After receiving international criticism for the way he handled the situation, Bolsonaro sent in the Brazilian military to battle the fires. The impact of the fires is greater than most people are aware of. Outside of displacing species, the fires have a greater effect on the ecology of the area as well as around the planet.

“The role of the Amazon Basin as a major contributor to photosynthesis (oxygen production [and] carbon dioxide reduction) on a global basis is large,” Ehleringer said. “The absence of rainforest vegetation negatively impacts global oxygen production.”

Pollution is another concern. “On a global basis, these fires contribute to poor air quality across the region,” he said.

The fires negatively affect the water quality and nutrient concentration throughout the Amazon River, which affects aquatic life.

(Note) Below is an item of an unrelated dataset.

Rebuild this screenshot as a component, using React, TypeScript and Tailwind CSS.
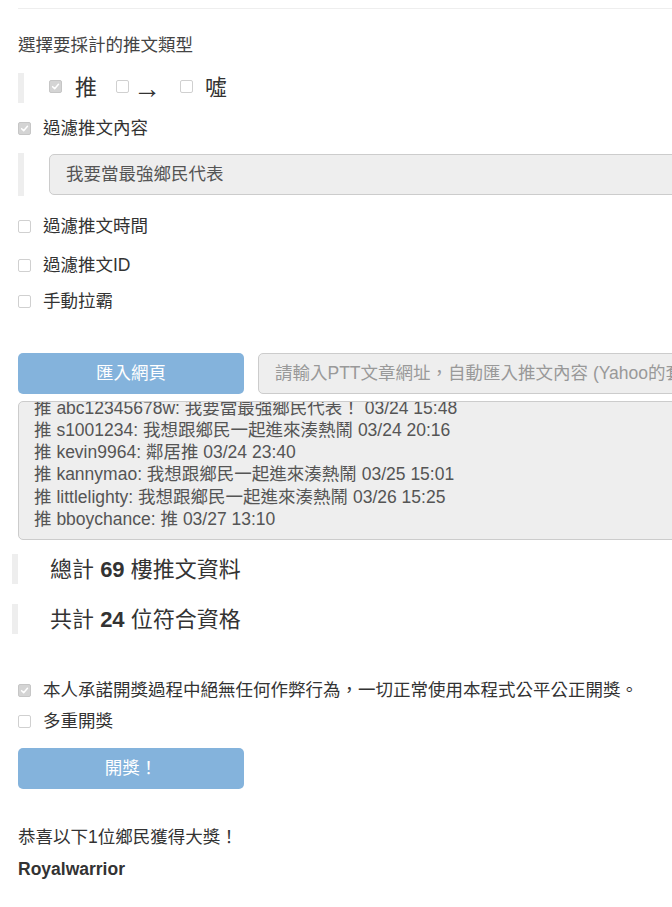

The land is impacted by the fires reducing soil quality for farming, making it less productive over time.

“[Farmers] must move onto different lands, through more burning, because nutrient levels have become too low to support grasses [for cattle grazing],” Ehleringer said.

According to the latest figures reported by National Geographic, about 76,000 fires are currently burning in the Amazon. Due to the number of fires and the widespread devastation it has caused, it will take affected areas decades to return to their original lush state.